**What is being asked:** An exact copy of all the data is required, with pictures left out.

**Data provided:**
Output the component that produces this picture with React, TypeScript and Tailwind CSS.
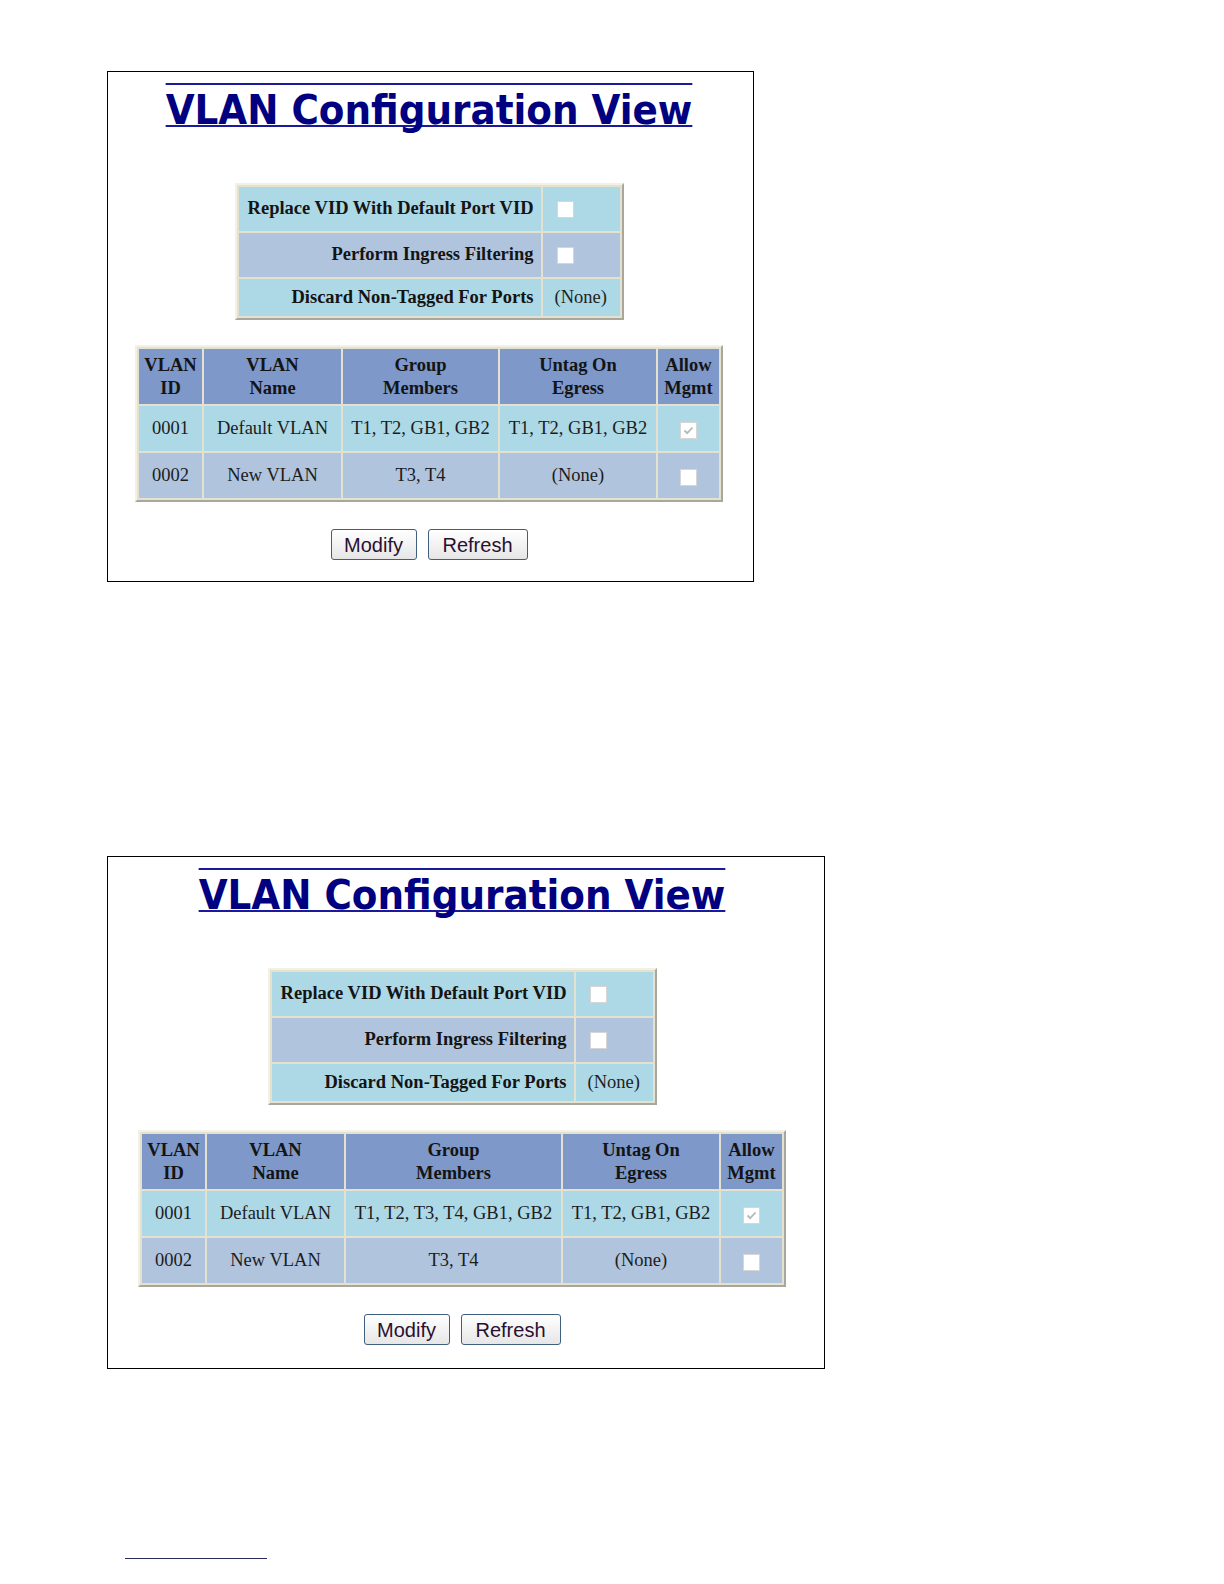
import React from "react";

const serif = "font-['Liberation_Serif','Times_New_Roman',serif]";

function Box({ checked }: { checked?: boolean }) {
  return (
    <div className="w-[17px] h-[17px] bg-white border border-[#d6d6d6] flex items-center justify-center">
      {checked ? (
        <svg width="13" height="13" viewBox="0 0 13 13">
          <path d="M2.5 6.5 L5.2 9.2 L10.5 3.5" fill="none" stroke="#b8b8b8" strokeWidth="1.8" />
        </svg>
      ) : null}
    </div>
  );
}

function Title() {
  return (
    <div className="flex justify-center">
      <span className="font-['DejaVu_Sans_Condensed','DejaVu_Sans',sans-serif] [font-stretch:condensed] font-bold text-[#000080] text-[41.5px] leading-[49px] [text-decoration-line:underline_overline] [text-decoration-skip-ink:none] decoration-[2px] decoration-[#1a1a9a]">
        VLAN Configuration View
      </span>
    </div>
  );
}

function Settings() {
  const label = `${serif} font-bold text-[18.5px] text-[#141414] flex items-center justify-end pr-[7px] whitespace-nowrap`;
  const val = `${serif} text-[18.5px] text-[#222] flex items-center pl-[12px]`;
  return (
    <div className="flex justify-center">
      <div className="border-2 border-t-[#f3f1e4] border-l-[#f3f1e4] border-r-[#a9a79c] border-b-[#a9a79c] bg-[#e4e1d0] p-[2px]">
        <div className="grid grid-cols-[302px_77px] grid-rows-[44px_44px_37px] gap-[2px]">
          <div className={`${label} bg-[#add8e6]`}>Replace VID With Default Port VID</div>
          <div className={`${val} bg-[#add8e6]`}>
            <div className="ml-[2px]"><Box /></div>
          </div>
          <div className={`${label} bg-[#b0c4de]`}>Perform Ingress Filtering</div>
          <div className={`${val} bg-[#b0c4de]`}>
            <div className="ml-[2px]"><Box /></div>
          </div>
          <div className={`${label} bg-[#add8e6]`}>Discard Non-Tagged For Ports</div>
          <div className={`${val} bg-[#add8e6]`}>(None)</div>
        </div>
      </div>
    </div>
  );
}

function VlanTable({ members, cols }: { members: string; cols: string }) {
  const head = `${serif} font-bold text-[18.5px] leading-[23px] text-[#141414] bg-[#7d98c9] flex items-center justify-center text-center`;
  const c1 = `${serif} text-[18.5px] text-[#1c1c1c] bg-[#add8e6] flex items-center justify-center whitespace-nowrap`;
  const c2 = `${serif} text-[18.5px] text-[#1c1c1c] bg-[#b0c4de] flex items-center justify-center whitespace-nowrap`;
  return (
    <div className="flex justify-center">
      <div className="border-2 border-t-[#f3f1e4] border-l-[#f3f1e4] border-r-[#a9a79c] border-b-[#a9a79c] bg-[#e4e1d0] p-[2px]">
        <div className={`grid ${cols} grid-rows-[55px_45px_45px] gap-[2px]`}>
          <div className={head}>VLAN<br />ID</div>
          <div className={head}>VLAN<br />Name</div>
          <div className={head}>Group<br />Members</div>
          <div className={head}>Untag On<br />Egress</div>
          <div className={head}>Allow<br />Mgmt</div>

          <div className={c1}>0001</div>
          <div className={c1}>Default VLAN</div>
          <div className={c1}>{members}</div>
          <div className={c1}>T1, T2, GB1, GB2</div>
          <div className={c1}><div className="mt-[3px]"><Box checked /></div></div>

          <div className={c2}>0002</div>
          <div className={c2}>New VLAN</div>
          <div className={c2}>T3, T4</div>
          <div className={c2}>(None)</div>
          <div className={c2}><div className="mt-[3px]"><Box /></div></div>
        </div>
      </div>
    </div>
  );
}

function Buttons() {
  const btn =
    "h-[31px] rounded-[3px] border border-[#3f5f7f] bg-gradient-to-b from-white to-[#e6e6e6] font-['Liberation_Sans',Arial,sans-serif] text-[20px] text-[#2a1030] flex items-center justify-center";
  return (
    <div className="flex justify-center gap-[11px]">
      <div className={`${btn} w-[86px]`}>Modify</div>
      <div className={`${btn} w-[100px]`}>Refresh</div>
    </div>
  );
}

function Panel({ width, pr, members, cols, bottom }: { width: string; pr: string; members: string; cols: string; bottom: string }) {
  return (
    <div className={`${width} border border-black bg-white flex flex-col pt-[13px] ${pr} ${bottom}`}>
      <Title />
      <div className="h-[49px]" />
      <Settings />
      <div className="h-[25px]" />
      <VlanTable members={members} cols={cols} />
      <div className="h-[27px]" />
      <Buttons />
    </div>
  );
}

export default function App() {
  return (
    <div className="w-[1224px] h-[1584px] bg-white relative">
      <div className="pl-[107px] pt-[71px] flex flex-col">
        <Panel
          width="w-[647px]"
          pr="pr-[3px]"
          bottom="pb-[21px]"
          members="T1, T2, GB1, GB2"
          cols="grid-cols-[63px_137px_155px_156px_61px]"
        />
        <div className="h-[274px]" />
        <Panel
          width="w-[718px]"
          pr="pr-[8px]"
          bottom="pb-[23px]"
          members="T1, T2, T3, T4, GB1, GB2"
          cols="grid-cols-[63px_137px_215px_156px_61px]"
        />
      </div>
      <div className="absolute left-[125px] top-[1558px] w-[142px] h-[1px] bg-[#2a2a5a]" />
    </div>
  );
}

**Response:**
Output the component that produces this picture with React, TypeScript and Tailwind CSS.
import React from "react";

const serif = "font-['Liberation_Serif','Times_New_Roman',serif]";

function Box({ checked }: { checked?: boolean }) {
  return (
    <div className="w-[17px] h-[17px] bg-white border border-[#d6d6d6] flex items-center justify-center">
      {checked ? (
        <svg width="13" height="13" viewBox="0 0 13 13">
          <path d="M2.5 6.5 L5.2 9.2 L10.5 3.5" fill="none" stroke="#b8b8b8" strokeWidth="1.8" />
        </svg>
      ) : null}
    </div>
  );
}

function Title() {
  return (
    <div className="flex justify-center">
      <span className="font-['DejaVu_Sans_Condensed','DejaVu_Sans',sans-serif] [font-stretch:condensed] font-bold text-[#000080] text-[41.5px] leading-[49px] [text-decoration-line:underline_overline] [text-decoration-skip-ink:none] decoration-[2px] decoration-[#1a1a9a]">
        VLAN Configuration View
      </span>
    </div>
  );
}

function Settings() {
  const label = `${serif} font-bold text-[18.5px] text-[#141414] flex items-center justify-end pr-[7px] whitespace-nowrap`;
  const val = `${serif} text-[18.5px] text-[#222] flex items-center pl-[12px]`;
  return (
    <div className="flex justify-center">
      <div className="border-2 border-t-[#f3f1e4] border-l-[#f3f1e4] border-r-[#a9a79c] border-b-[#a9a79c] bg-[#e4e1d0] p-[2px]">
        <div className="grid grid-cols-[302px_77px] grid-rows-[44px_44px_37px] gap-[2px]">
          <div className={`${label} bg-[#add8e6]`}>Replace VID With Default Port VID</div>
          <div className={`${val} bg-[#add8e6]`}>
            <div className="ml-[2px]"><Box /></div>
          </div>
          <div className={`${label} bg-[#b0c4de]`}>Perform Ingress Filtering</div>
          <div className={`${val} bg-[#b0c4de]`}>
            <div className="ml-[2px]"><Box /></div>
          </div>
          <div className={`${label} bg-[#add8e6]`}>Discard Non-Tagged For Ports</div>
          <div className={`${val} bg-[#add8e6]`}>(None)</div>
        </div>
      </div>
    </div>
  );
}

function VlanTable({ members, cols }: { members: string; cols: string }) {
  const head = `${serif} font-bold text-[18.5px] leading-[23px] text-[#141414] bg-[#7d98c9] flex items-center justify-center text-center`;
  const c1 = `${serif} text-[18.5px] text-[#1c1c1c] bg-[#add8e6] flex items-center justify-center whitespace-nowrap`;
  const c2 = `${serif} text-[18.5px] text-[#1c1c1c] bg-[#b0c4de] flex items-center justify-center whitespace-nowrap`;
  return (
    <div className="flex justify-center">
      <div className="border-2 border-t-[#f3f1e4] border-l-[#f3f1e4] border-r-[#a9a79c] border-b-[#a9a79c] bg-[#e4e1d0] p-[2px]">
        <div className={`grid ${cols} grid-rows-[55px_45px_45px] gap-[2px]`}>
          <div className={head}>VLAN<br />ID</div>
          <div className={head}>VLAN<br />Name</div>
          <div className={head}>Group<br />Members</div>
          <div className={head}>Untag On<br />Egress</div>
          <div className={head}>Allow<br />Mgmt</div>

          <div className={c1}>0001</div>
          <div className={c1}>Default VLAN</div>
          <div className={c1}>{members}</div>
          <div className={c1}>T1, T2, GB1, GB2</div>
          <div className={c1}><div className="mt-[3px]"><Box checked /></div></div>

          <div className={c2}>0002</div>
          <div className={c2}>New VLAN</div>
          <div className={c2}>T3, T4</div>
          <div className={c2}>(None)</div>
          <div className={c2}><div className="mt-[3px]"><Box /></div></div>
        </div>
      </div>
    </div>
  );
}

function Buttons() {
  const btn =
    "h-[31px] rounded-[3px] border border-[#3f5f7f] bg-gradient-to-b from-white to-[#e6e6e6] font-['Liberation_Sans',Arial,sans-serif] text-[20px] text-[#2a1030] flex items-center justify-center";
  return (
    <div className="flex justify-center gap-[11px]">
      <div className={`${btn} w-[86px]`}>Modify</div>
      <div className={`${btn} w-[100px]`}>Refresh</div>
    </div>
  );
}

function Panel({ width, pr, members, cols, bottom }: { width: string; pr: string; members: string; cols: string; bottom: string }) {
  return (
    <div className={`${width} border border-black bg-white flex flex-col pt-[13px] ${pr} ${bottom}`}>
      <Title />
      <div className="h-[49px]" />
      <Settings />
      <div className="h-[25px]" />
      <VlanTable members={members} cols={cols} />
      <div className="h-[27px]" />
      <Buttons />
    </div>
  );
}

export default function App() {
  return (
    <div className="w-[1224px] h-[1584px] bg-white relative">
      <div className="pl-[107px] pt-[71px] flex flex-col">
        <Panel
          width="w-[647px]"
          pr="pr-[3px]"
          bottom="pb-[21px]"
          members="T1, T2, GB1, GB2"
          cols="grid-cols-[63px_137px_155px_156px_61px]"
        />
        <div className="h-[274px]" />
        <Panel
          width="w-[718px]"
          pr="pr-[8px]"
          bottom="pb-[23px]"
          members="T1, T2, T3, T4, GB1, GB2"
          cols="grid-cols-[63px_137px_215px_156px_61px]"
        />
      </div>
      <div className="absolute left-[125px] top-[1558px] w-[142px] h-[1px] bg-[#2a2a5a]" />
    </div>
  );
}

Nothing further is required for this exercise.